* **STATED EXERCISE**: Which lines in the records below contain the word "styles"? Copy each one out.

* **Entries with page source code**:
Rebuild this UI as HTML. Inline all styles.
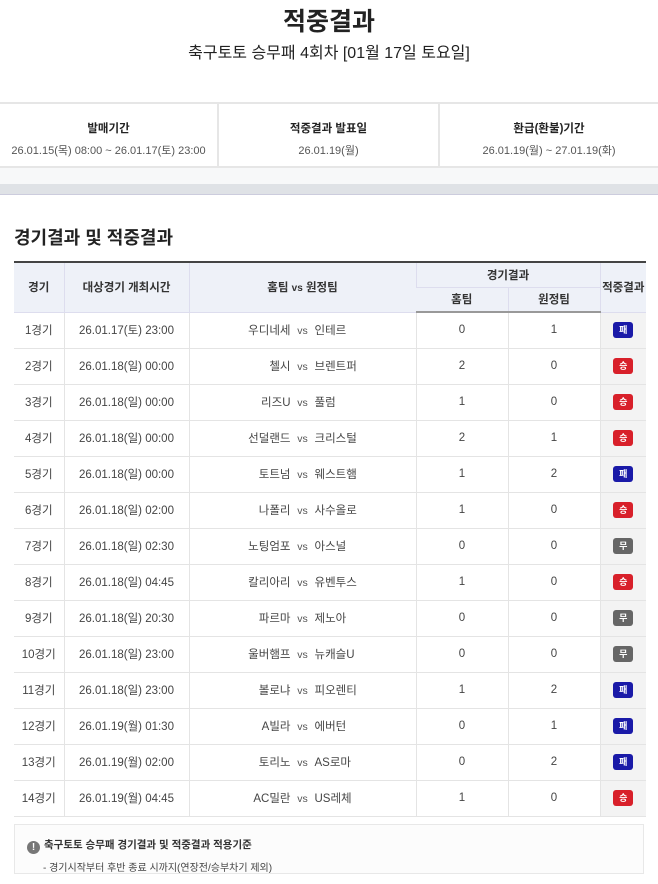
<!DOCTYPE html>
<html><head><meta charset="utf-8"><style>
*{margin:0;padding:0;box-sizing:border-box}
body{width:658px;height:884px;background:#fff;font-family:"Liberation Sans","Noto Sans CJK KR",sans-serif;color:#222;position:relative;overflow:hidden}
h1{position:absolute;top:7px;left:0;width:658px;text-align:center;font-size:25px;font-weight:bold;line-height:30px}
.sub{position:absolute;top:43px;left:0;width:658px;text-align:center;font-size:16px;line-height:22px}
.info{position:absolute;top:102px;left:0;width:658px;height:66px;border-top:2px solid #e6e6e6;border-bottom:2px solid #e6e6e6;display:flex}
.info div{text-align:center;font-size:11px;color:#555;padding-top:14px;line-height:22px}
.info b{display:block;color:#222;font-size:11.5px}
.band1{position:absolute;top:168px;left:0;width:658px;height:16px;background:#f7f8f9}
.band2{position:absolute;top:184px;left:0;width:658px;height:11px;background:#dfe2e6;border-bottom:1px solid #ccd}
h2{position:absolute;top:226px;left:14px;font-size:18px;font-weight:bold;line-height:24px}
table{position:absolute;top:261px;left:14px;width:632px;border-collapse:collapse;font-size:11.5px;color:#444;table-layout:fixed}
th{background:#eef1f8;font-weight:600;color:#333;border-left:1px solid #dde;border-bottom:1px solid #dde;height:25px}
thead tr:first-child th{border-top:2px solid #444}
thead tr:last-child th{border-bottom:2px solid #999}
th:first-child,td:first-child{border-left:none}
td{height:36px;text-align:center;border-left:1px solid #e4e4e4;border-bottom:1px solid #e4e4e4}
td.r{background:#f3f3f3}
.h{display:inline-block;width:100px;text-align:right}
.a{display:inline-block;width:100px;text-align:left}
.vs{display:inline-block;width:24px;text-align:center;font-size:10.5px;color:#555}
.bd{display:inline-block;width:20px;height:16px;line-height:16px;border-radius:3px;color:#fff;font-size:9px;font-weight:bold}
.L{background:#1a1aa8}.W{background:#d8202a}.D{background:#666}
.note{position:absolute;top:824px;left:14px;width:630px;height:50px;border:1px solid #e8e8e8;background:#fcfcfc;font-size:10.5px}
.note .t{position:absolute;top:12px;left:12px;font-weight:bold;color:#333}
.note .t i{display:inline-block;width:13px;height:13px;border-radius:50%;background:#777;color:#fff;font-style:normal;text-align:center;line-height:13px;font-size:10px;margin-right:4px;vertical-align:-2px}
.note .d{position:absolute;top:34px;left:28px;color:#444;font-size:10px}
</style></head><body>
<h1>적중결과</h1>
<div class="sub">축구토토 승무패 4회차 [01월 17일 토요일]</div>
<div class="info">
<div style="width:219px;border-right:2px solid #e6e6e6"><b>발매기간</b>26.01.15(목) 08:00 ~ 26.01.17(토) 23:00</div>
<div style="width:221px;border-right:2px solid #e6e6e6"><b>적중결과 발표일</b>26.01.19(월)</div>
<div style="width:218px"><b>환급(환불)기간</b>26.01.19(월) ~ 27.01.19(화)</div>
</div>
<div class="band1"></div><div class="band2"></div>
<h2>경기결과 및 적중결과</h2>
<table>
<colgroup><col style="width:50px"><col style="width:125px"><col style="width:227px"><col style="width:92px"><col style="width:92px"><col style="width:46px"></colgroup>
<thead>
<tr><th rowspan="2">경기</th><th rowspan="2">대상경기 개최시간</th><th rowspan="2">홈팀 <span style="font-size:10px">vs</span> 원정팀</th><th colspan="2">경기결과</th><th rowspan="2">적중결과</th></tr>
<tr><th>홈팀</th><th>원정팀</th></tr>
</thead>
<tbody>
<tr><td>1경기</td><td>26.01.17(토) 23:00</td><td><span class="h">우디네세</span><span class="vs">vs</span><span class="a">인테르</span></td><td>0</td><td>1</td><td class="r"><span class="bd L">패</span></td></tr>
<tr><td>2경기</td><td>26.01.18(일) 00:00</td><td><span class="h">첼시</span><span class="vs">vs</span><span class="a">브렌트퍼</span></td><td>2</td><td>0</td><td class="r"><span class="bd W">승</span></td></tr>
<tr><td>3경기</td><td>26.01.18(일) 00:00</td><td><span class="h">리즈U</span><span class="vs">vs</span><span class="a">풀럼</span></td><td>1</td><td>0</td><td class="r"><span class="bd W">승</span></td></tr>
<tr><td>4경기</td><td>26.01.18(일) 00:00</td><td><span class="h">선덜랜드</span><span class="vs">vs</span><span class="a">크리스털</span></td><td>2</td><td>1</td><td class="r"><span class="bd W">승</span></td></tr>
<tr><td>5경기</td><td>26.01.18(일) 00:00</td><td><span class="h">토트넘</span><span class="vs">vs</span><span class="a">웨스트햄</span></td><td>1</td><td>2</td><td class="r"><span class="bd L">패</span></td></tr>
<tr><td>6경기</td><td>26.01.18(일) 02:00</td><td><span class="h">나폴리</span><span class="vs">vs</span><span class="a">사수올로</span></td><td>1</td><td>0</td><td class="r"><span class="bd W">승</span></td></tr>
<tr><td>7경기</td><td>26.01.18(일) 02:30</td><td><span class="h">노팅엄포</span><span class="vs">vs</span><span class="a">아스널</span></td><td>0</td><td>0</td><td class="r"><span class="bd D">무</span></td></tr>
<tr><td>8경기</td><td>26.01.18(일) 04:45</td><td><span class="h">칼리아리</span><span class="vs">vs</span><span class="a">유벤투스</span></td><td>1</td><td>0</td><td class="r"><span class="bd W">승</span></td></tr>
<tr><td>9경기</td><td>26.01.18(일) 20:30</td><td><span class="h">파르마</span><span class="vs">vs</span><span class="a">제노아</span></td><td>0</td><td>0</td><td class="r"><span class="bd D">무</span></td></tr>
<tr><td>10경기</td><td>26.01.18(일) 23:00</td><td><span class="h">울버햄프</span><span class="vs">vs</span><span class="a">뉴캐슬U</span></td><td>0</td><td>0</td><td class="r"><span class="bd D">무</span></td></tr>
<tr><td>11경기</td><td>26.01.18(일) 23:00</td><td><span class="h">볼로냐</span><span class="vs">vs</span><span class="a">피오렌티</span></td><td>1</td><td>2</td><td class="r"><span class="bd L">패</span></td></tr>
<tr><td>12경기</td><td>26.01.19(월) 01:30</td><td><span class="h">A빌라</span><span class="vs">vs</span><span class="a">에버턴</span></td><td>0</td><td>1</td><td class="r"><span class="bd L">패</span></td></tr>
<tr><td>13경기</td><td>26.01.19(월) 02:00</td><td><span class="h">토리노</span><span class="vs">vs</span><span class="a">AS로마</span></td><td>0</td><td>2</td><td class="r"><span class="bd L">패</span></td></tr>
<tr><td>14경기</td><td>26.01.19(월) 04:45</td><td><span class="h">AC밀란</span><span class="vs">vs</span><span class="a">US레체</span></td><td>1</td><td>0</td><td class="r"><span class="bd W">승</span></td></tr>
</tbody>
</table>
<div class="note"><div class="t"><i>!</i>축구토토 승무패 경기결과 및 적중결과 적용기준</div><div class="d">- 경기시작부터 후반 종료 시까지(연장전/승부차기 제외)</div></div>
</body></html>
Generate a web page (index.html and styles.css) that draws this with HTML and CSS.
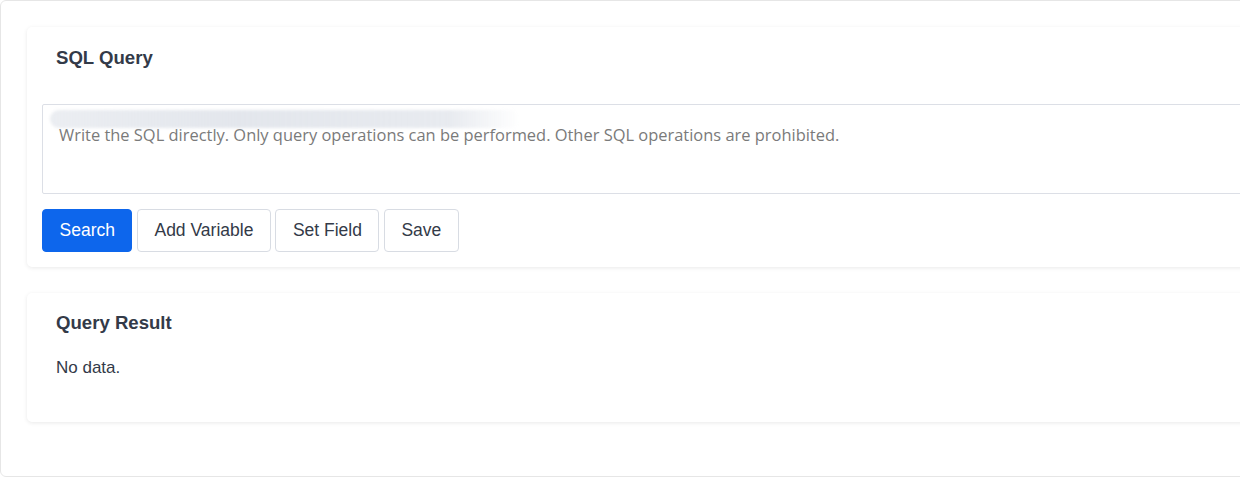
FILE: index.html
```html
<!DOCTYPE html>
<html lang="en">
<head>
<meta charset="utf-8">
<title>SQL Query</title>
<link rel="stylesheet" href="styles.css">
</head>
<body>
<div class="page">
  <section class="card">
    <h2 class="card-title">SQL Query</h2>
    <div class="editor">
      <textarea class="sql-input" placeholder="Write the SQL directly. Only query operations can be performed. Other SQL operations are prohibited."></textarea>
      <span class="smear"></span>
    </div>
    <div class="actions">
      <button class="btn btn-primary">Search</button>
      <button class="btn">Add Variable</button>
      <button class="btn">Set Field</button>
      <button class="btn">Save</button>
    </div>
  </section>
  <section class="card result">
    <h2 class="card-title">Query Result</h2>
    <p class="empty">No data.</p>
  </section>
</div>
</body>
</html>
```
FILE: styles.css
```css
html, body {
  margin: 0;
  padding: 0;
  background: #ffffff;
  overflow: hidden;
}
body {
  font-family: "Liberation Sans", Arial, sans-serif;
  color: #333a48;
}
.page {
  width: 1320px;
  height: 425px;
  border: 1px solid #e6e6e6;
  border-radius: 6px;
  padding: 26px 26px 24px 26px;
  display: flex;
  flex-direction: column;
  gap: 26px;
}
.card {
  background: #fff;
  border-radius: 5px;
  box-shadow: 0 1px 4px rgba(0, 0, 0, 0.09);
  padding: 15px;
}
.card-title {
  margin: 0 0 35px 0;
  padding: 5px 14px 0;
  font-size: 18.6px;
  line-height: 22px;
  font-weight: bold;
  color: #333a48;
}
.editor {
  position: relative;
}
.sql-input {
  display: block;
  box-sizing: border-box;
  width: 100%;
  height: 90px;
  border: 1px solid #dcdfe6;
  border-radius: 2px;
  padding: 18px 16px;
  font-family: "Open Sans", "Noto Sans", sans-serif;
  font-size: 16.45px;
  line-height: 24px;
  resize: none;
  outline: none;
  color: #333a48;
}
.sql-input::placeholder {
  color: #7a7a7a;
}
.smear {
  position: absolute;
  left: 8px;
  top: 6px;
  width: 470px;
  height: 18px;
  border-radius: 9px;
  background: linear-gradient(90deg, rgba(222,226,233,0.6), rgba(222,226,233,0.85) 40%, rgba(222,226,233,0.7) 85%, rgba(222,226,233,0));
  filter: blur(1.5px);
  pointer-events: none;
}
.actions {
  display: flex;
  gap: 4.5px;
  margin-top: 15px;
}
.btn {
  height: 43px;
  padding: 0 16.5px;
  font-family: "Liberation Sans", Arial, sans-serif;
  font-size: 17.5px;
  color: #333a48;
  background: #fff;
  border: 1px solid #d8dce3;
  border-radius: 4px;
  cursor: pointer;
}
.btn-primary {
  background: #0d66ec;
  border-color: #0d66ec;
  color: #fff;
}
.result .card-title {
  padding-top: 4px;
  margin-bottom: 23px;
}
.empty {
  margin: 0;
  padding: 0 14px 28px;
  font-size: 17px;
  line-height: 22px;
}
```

* **TASK ANSWER**:
Rebuild this UI as HTML. Inline all styles.
Generate a web page (index.html and styles.css) that draws this with HTML and CSS.
<link rel="stylesheet" href="styles.css">
FILE: styles.css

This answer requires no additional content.